Direction
Using the records provided below, locate and copy each line that contains the word "this".
[Start Dataset entries]
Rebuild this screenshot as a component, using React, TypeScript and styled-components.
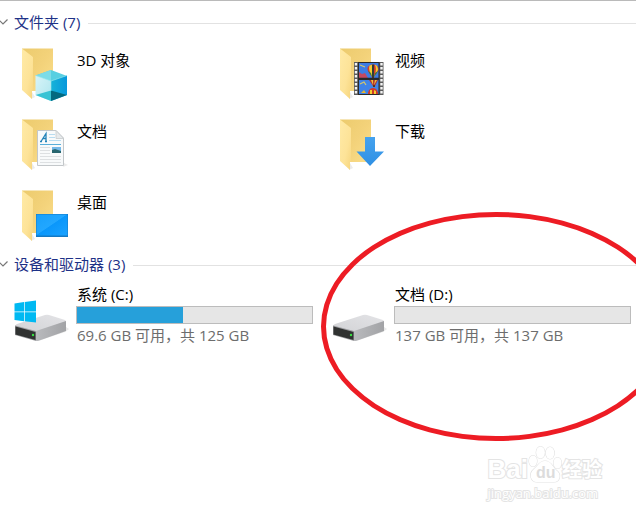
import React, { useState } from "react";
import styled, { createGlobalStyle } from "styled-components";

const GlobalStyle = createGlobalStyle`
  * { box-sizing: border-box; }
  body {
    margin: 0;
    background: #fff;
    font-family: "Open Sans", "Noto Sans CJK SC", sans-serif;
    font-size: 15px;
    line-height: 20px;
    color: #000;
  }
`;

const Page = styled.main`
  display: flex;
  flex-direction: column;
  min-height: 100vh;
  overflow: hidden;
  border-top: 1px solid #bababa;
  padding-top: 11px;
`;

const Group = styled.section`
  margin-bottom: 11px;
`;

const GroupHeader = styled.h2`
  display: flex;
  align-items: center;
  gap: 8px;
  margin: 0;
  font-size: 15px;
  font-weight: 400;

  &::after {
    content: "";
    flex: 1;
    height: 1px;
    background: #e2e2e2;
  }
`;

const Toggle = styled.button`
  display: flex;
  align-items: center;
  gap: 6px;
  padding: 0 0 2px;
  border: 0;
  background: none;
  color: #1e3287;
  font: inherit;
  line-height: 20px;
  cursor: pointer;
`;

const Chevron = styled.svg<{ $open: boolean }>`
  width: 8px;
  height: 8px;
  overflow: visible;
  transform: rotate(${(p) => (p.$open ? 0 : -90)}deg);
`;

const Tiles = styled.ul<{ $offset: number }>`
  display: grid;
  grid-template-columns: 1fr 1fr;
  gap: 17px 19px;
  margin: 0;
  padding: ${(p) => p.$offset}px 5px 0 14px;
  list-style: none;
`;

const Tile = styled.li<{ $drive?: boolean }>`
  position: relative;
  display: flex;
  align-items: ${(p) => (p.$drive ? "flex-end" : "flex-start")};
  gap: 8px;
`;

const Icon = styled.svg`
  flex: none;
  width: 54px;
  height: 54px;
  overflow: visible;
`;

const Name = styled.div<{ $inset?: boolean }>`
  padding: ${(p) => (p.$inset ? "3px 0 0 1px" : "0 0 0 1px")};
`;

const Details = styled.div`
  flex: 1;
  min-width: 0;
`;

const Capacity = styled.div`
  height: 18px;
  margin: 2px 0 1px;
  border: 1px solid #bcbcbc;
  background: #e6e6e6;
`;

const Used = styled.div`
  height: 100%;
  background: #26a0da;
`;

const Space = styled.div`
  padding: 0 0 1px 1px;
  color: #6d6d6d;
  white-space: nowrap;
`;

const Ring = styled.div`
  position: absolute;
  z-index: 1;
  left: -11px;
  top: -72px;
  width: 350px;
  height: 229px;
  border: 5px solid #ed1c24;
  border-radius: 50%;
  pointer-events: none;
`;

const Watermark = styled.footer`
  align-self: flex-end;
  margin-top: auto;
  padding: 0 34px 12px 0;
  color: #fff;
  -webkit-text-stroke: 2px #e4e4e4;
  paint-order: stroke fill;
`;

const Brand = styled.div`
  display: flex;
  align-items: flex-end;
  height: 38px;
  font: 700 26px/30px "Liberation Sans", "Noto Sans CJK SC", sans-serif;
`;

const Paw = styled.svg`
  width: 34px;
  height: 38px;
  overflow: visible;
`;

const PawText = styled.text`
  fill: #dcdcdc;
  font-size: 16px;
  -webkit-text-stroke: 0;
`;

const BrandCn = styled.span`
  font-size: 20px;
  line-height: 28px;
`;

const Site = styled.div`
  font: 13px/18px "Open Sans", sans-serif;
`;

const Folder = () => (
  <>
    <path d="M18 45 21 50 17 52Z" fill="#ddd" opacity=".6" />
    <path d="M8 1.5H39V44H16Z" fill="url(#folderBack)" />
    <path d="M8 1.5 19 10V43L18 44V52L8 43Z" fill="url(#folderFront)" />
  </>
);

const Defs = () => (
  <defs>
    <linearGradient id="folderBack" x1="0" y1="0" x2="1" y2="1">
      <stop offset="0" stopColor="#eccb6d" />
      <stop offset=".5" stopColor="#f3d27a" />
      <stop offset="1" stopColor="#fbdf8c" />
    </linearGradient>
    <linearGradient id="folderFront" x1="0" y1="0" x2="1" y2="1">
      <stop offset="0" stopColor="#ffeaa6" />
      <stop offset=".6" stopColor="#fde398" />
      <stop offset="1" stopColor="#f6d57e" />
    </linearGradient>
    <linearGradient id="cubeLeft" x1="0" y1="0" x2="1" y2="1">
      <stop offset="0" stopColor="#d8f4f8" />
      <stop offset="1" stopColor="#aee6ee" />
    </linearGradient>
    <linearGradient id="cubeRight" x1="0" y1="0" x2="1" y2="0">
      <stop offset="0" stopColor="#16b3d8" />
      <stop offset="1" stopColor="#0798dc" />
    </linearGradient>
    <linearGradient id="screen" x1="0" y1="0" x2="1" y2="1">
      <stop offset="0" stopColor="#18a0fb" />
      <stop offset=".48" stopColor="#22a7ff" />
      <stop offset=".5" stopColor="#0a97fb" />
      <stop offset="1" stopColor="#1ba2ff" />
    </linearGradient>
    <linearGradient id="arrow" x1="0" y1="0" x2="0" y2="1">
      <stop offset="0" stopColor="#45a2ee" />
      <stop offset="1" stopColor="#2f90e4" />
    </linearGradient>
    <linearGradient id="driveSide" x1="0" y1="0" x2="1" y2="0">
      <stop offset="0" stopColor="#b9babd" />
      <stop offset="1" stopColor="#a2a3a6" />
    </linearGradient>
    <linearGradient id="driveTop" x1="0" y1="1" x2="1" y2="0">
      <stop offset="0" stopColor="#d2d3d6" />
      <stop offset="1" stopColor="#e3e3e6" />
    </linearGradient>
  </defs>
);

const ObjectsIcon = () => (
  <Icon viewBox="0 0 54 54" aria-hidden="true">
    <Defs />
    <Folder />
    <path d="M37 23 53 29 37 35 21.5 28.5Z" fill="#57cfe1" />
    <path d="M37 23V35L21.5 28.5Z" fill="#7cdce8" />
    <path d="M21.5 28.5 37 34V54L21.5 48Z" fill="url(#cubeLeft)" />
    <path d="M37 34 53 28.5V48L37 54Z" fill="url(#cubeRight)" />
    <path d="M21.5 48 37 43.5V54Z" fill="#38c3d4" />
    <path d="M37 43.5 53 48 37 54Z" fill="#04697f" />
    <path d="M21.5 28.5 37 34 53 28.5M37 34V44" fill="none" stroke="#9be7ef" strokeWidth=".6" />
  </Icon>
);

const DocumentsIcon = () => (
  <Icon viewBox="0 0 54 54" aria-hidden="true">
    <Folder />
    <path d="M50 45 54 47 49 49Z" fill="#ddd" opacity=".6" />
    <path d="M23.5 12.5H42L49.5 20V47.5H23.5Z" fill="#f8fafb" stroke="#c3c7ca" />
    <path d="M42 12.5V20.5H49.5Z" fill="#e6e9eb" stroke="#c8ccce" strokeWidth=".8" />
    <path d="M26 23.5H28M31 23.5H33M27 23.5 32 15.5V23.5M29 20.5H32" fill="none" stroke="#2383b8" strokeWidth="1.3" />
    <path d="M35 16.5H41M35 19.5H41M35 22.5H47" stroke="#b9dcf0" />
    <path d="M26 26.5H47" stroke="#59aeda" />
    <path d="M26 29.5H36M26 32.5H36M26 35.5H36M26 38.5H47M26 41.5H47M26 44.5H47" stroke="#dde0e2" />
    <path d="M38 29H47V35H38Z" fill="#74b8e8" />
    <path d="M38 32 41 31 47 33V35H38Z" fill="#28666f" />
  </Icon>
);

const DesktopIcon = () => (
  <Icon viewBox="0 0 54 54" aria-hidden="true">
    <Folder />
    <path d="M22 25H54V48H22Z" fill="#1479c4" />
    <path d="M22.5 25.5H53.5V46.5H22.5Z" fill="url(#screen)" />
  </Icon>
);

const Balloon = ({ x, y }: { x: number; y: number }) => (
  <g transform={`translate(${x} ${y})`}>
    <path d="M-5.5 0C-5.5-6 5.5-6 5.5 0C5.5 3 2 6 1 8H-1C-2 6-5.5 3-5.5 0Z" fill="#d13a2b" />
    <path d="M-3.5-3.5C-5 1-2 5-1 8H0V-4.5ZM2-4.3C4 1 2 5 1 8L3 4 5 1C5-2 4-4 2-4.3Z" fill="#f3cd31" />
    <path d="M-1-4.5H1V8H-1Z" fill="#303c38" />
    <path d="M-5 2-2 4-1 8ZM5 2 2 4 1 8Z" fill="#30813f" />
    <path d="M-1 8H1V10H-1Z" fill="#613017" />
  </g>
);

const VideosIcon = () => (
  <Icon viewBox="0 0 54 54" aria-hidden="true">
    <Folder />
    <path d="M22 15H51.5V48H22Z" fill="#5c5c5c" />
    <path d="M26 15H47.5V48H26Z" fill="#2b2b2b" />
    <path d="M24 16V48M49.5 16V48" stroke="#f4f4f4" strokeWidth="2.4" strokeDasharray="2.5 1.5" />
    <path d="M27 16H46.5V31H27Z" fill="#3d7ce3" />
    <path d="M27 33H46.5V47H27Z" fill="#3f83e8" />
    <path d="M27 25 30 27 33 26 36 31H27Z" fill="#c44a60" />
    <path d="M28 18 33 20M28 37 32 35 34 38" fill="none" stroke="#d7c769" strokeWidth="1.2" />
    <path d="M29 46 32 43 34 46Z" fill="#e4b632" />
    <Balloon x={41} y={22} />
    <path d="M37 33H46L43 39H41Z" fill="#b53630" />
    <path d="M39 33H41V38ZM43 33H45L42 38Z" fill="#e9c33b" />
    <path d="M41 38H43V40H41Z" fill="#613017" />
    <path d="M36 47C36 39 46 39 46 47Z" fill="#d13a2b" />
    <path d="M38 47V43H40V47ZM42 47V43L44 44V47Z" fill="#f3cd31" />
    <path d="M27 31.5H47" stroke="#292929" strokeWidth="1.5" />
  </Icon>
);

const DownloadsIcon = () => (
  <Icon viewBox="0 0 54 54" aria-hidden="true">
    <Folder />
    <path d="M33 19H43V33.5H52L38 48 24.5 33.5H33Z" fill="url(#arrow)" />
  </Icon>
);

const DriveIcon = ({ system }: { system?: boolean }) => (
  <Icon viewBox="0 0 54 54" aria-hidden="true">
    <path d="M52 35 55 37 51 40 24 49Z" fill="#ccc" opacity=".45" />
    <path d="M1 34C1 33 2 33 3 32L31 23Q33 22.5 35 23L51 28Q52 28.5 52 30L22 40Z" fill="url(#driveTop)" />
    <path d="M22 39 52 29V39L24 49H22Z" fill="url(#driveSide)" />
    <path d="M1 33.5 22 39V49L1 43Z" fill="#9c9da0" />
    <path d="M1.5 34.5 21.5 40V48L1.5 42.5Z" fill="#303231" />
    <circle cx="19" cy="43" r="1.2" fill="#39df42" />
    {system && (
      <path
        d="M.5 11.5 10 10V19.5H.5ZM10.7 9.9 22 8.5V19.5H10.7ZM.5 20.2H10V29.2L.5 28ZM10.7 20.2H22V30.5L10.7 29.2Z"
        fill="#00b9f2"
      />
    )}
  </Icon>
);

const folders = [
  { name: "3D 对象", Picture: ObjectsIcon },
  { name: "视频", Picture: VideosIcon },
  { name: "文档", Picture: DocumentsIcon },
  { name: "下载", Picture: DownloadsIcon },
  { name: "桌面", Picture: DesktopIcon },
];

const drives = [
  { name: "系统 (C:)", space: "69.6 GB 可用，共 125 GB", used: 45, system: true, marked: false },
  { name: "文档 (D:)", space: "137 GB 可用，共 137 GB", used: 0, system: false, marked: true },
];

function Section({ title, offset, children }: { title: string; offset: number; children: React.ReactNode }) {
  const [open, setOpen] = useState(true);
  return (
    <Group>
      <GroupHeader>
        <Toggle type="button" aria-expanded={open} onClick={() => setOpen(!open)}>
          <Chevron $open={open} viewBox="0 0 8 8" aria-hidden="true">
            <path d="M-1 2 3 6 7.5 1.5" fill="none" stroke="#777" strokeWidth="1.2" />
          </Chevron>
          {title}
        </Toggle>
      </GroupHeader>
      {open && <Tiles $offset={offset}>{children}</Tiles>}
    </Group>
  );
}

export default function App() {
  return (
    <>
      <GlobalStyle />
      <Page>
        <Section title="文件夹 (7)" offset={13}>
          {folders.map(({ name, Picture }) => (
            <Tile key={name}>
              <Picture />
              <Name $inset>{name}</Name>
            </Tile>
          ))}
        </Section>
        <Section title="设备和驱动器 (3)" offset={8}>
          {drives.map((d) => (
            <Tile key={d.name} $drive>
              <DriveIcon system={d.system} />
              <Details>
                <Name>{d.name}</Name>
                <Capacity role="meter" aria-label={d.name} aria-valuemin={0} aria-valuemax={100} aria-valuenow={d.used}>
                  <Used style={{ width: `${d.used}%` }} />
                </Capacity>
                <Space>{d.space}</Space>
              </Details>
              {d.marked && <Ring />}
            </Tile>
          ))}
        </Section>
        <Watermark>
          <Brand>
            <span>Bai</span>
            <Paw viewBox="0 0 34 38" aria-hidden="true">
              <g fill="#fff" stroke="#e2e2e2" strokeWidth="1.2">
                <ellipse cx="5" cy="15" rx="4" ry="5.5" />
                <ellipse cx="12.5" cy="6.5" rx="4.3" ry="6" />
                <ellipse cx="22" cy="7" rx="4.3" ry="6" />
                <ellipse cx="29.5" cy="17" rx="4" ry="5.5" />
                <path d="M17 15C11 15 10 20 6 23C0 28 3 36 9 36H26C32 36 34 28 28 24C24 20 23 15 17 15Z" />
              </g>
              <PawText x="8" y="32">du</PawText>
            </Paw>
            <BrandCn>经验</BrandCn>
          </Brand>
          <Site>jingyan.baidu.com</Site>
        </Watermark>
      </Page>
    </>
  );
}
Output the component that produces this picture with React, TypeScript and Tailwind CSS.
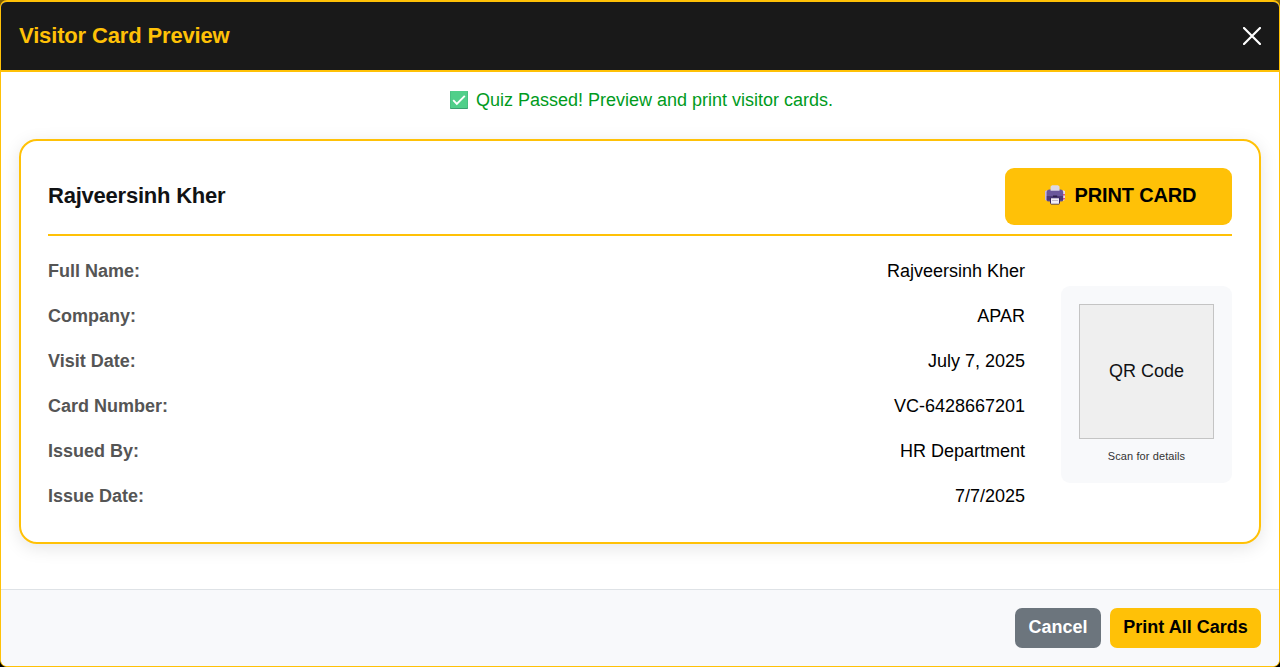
[End Dataset entries]
Response
Rebuild this screenshot as a component, using React, TypeScript and styled-components.
Output the component that produces this picture with React, TypeScript and Tailwind CSS.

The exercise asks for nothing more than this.